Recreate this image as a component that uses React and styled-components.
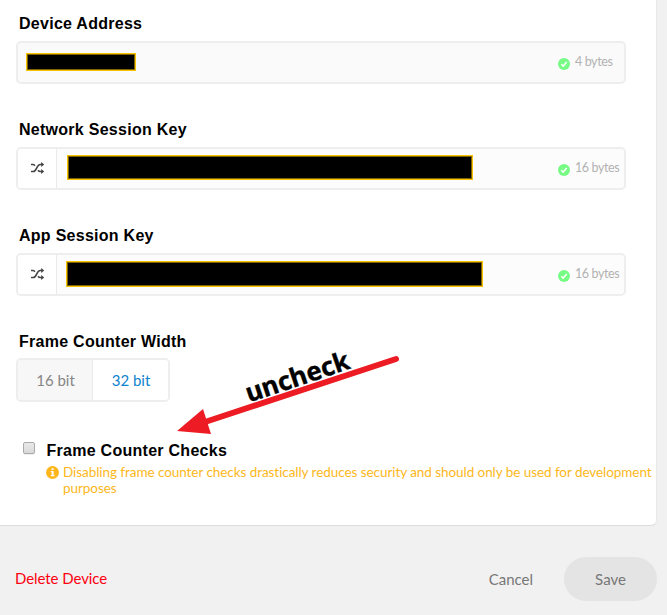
import React from "react";
import styled, { createGlobalStyle } from "styled-components";

const GlobalStyle = createGlobalStyle`
  * { box-sizing: border-box; }
  body { margin: 0; background: #f1f1f1; overflow: hidden; font-family: Lato, sans-serif; font-variant-ligatures: none; }
`;

const Page = styled.main`
  position: relative;
  width: 667px;
  height: 615px;
  display: flex;
  flex-direction: column;
`;

const Card = styled.section`
  width: 657px;
  height: 526px;
  padding: 13px 0 0 16px;
  background: #fff;
  border-right: 1px solid #e9e9e9;
  border-bottom: 1px solid #dcdcdc;
  border-bottom-right-radius: 6px;
`;

const Field = styled.div`
  height: 106px;
`;

const Label = styled.div`
  height: 28px;
  padding-left: 3px;
  font: bold 16px/22px "Liberation Sans", Arial, sans-serif;
  letter-spacing: 0.27px;
  color: #000;
  white-space: nowrap;
`;

const WidthLabel = styled(Label)`
  height: 27px;
`;

const CheckLabel = styled(Label)`
  height: 24px;
  padding-left: 0.5px;
`;

const InputBox = styled.div`
  display: flex;
  width: 610px;
  height: 43px;
  border: 2px solid #eee;
  border-radius: 5px;
  background: ${(p) => (p.$readOnly ? "#fafafa" : "#fcfcfc")};
  overflow: hidden;
`;

const ShuffleButton = styled.div`
  width: 39px;
  flex: none;
  display: flex;
  align-items: center;
  justify-content: center;
  padding-bottom: 1px;
  background: #fff;
  border-right: 1px solid #eaeaea;
`;

const Redaction = styled.div`
  flex: none;
  width: ${(p) => p.$w}px;
  height: ${(p) => p.$h}px;
  margin: ${(p) => p.$top}px 0 0 ${(p) => p.$left}px;
  background: #000;
  border: 1px solid #f8c300;
  box-shadow: inset 0 0 0 1px #806400;
`;

const ByteCount = styled.div`
  display: flex;
  width: 66px;
  margin-left: auto;
  padding-top: 11px;
  font-size: 12.5px;
  letter-spacing: -0.4px;
  line-height: 16px;
  color: #b2b2b2;
  white-space: nowrap;

  svg { flex: none; margin: 4px 5px 0 0; }
`;

const Segments = styled.div`
  display: flex;
  width: 154px;
  height: 44px;
  border: 2px solid #eee;
  border-radius: 5px;
  overflow: hidden;
`;

const Segment = styled.div`
  width: 75px;
  padding-left: 1px;
  font-size: 15px;
  line-height: 40px;
  text-align: center;
  color: ${(p) => (p.$active ? "#0e83cd" : "#868686")};
  background: ${(p) => (p.$active ? "#fff" : "#f7f7f7")};
  border-right: ${(p) => (p.$active ? "0" : "1px solid #eaeaea")};
`;

const CheckRow = styled.div`
  display: flex;
  margin-top: 3px;
`;

const Checkbox = styled.span`
  flex: none;
  width: 12px;
  height: 12px;
  margin: 2px 11px 0 7px;
  border: 1px solid #aaa;
  border-radius: 2px;
  background: linear-gradient(#e9e9e9, #d9d9d9);
  box-shadow: 0 1px 1px #eee;
`;

const Warning = styled.div`
  display: flex;
  color: #fdb71a;
  font-size: 13.5px;
  letter-spacing: -0.06px;
  line-height: 16px;

  svg { flex: none; margin: 2px 4px 0 0; }
`;

const WarningText = styled.div`
  white-space: nowrap;
`;

const Footer = styled.footer`
  display: flex;
  align-items: center;
  height: 44px;
  margin: 31px 10px 0 15px;
  font-size: 15px;
  color: #777;
`;

const DeleteLink = styled.span`
  margin-bottom: 2px;
  letter-spacing: -0.07px;
  color: #fb0010;
`;

const CancelLink = styled.span`
  margin: 0 31px 0 auto;
`;

const SaveButton = styled.div`
  width: 93px;
  height: 44px;
  border-radius: 22px;
  background: #e4e4e4;
  text-align: center;
  line-height: 45px;
`;

const Annotation = styled.svg`
  position: absolute;
  left: 0;
  top: 0;
  pointer-events: none;
`;

const Shuffle = () => (
  <svg width="15" height="12" viewBox="0 0 15 12" fill="none" stroke="#444" strokeWidth="1.6">
    <path d="M1 2.500h2.200c.8 0 1.300.6 1.700 1.200M1 9.500h2.200c3.600 0 3.300-7 7-7H12M8 8.200c.6.8 1.200 1.300 2.200 1.300H12" />
    <path d="M11.200.1 14.200 2.500l-3 2.400zM11.200 7.100l3 2.400-3 2.400z" fill="#444" stroke="none" />
  </svg>
);

const Check = () => (
  <svg width="12" height="12" viewBox="0 0 12 12" fill="none">
    <circle cx="6" cy="6" r="6" fill="#77fb85" />
    <path d="m3.300 6.200 1.900 1.900 3.500-4" stroke="#fff" strokeWidth="1.500" />
  </svg>
);

const Info = () => (
  <svg width="13" height="13" viewBox="0 0 13 13">
    <circle cx="6.500" cy="6.500" r="6.500" fill="#fdb71a" />
    <path d="M5.600 2.200h2v1.800h-2zM4.800 5h2.800v4h.9v1.300H4.800V9h.9V6.300h-.9z" fill="#fff" />
  </svg>
);

const Bytes = ({ count }) => (
  <ByteCount><Check /><span>{count} bytes</span></ByteCount>
);

export default function App() {
  return (
    <Page>
      <GlobalStyle />
      <Card>
        <Field>
          <Label>Device Address</Label>
          <InputBox $readOnly>
            <Redaction $w={110} $h={18} $top={10} $left={8} />
            <Bytes count={4} />
          </InputBox>
        </Field>
        <Field>
          <Label>Network Session Key</Label>
          <InputBox>
            <ShuffleButton><Shuffle /></ShuffleButton>
            <Redaction $w={406} $h={25} $top={6} $left={10} />
            <Bytes count={16} />
          </InputBox>
        </Field>
        <Field>
          <Label>App Session Key</Label>
          <InputBox>
            <ShuffleButton><Shuffle /></ShuffleButton>
            <Redaction $w={417} $h={26} $top={6} $left={9} />
            <Bytes count={16} />
          </InputBox>
        </Field>
        <Field>
          <WidthLabel>Frame Counter Width</WidthLabel>
          <Segments>
            <Segment>16 bit</Segment>
            <Segment $active>32 bit</Segment>
          </Segments>
        </Field>
        <CheckRow>
          <Checkbox />
          <div>
            <CheckLabel>Frame Counter Checks</CheckLabel>
            <Warning>
              <Info />
              <WarningText>
                Disabling frame counter checks drastically reduces security and should only be used for development
                <br />purposes
              </WarningText>
            </Warning>
          </div>
        </CheckRow>
      </Card>
      <Footer>
        <DeleteLink>Delete Device</DeleteLink>
        <CancelLink>Cancel</CancelLink>
        <SaveButton>Save</SaveButton>
      </Footer>
      <Annotation width="667" height="615" viewBox="0 0 667 615">
        <path d="M396 359 205 422" stroke="#ed1c24" strokeWidth="6" strokeLinecap="round" />
        <path d="M177 431 203 409 211 434z" fill="#ed1c24" />
        <text
          transform="translate(249 402.500) rotate(-18.500)"
          fontFamily="Noto Sans, sans-serif"
          fontWeight="700"
          fontSize="26"
          textLength="108"
          lengthAdjust="spacingAndGlyphs"
          stroke="#000"
          strokeWidth="0.4"
        >
          uncheck
        </text>
      </Annotation>
    </Page>
  );
}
◇ ◇ ◇
From the data above, gather every line that includes the word "components".

Recreate this image as a component that uses React and styled-components.
import styled, { createGlobalStyle } from "styled-components";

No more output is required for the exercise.